The resulting framework can be considered the first to employ self-supervised learning through interaction, achieving better performance than each paradigm individually. We set a new state-of-the-art on the ARMBench [34] benchmark and OCID [37] (RGB only). Notably, our method trained on $1\%$ of annotated data surpasses the performance of the well-established Deformable DETR [53] architecture, even when trained on $10\times$ additional annotated data (improving $+16.86$ AP using Swin-L Transformer as feature extractor).

2 Background and Related Work

Of the various approaches to instance segmentation, we are interested in those that excel without full supervision [21, 8]. This section provides an overview of relevant works on partial supervision and learning from sequences.

Partial supervision methods use the few annotated examples available (if any) and maintain consistent predictions for similar objects in the scene [57]. In recent years, most efforts focused on contrastive learning that extracts embedding from object instances and aims to bring same-class embedding closer while pushing other classes further apart [4, 36]. That said, progress in object classification and detection does not readily carry over to image segmentation, where the effectiveness of self-supervision lags behind full-supervision in challenging domains of cluttered objects with many occlusions [54]. Unsurprisingly, these domains are also more complicated for humans to annotate.

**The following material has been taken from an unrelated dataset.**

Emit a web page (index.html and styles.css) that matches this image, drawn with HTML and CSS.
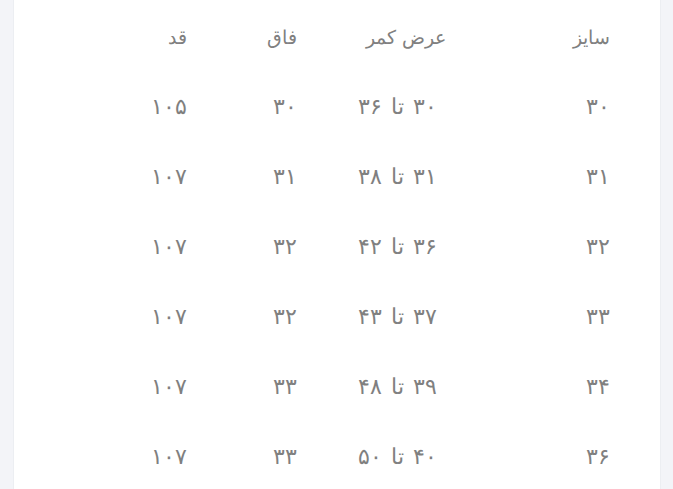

Scene modulation is a concept that aims to extract additional learning signal by familiarizing the model with objects that undergo gradual alterations within a scene [41, 47, 24, 42, 7] where objects are viewed in many configurations, as well as different clutter and lighting conditions. This offers a substantial advantage in detecting and identifying objects that may deform or exhibit variations, thereby enhancing the robustness of the segmentation. Note, however, that assembling large dedicated datasets of objects is resource-intensive and challenging to apply effectively to new scenes featuring previously unseen objects. A recent work [47] achieved significant improvement by incorporating simulated data before transferring to real world scenes [15, 24]. The main drawback of using synthetic data is the high cost of creating photorealistic rendering that accurately captures the physical properties of every object in the scene. Often times this results in idiosyncrasies that are picked up by the model and become a source of error when encountering real world data.

Frame sequences offer additional information along the time dimension. As with scene modulation, the model learns to recognize and identify related instances throughout a series of images [2]. Recent advancements in video instance segmentation (VIS) methods, exemplified by SeqFormer [43] and IDOL [44], leverage sequential consistency of instances for online object segmentation and tracking. They employ contrastive loss to ensure that instance representations are distinguishable from other instances in the same frame and over previous frames. In CTVIS [51] the model also taps into future frames.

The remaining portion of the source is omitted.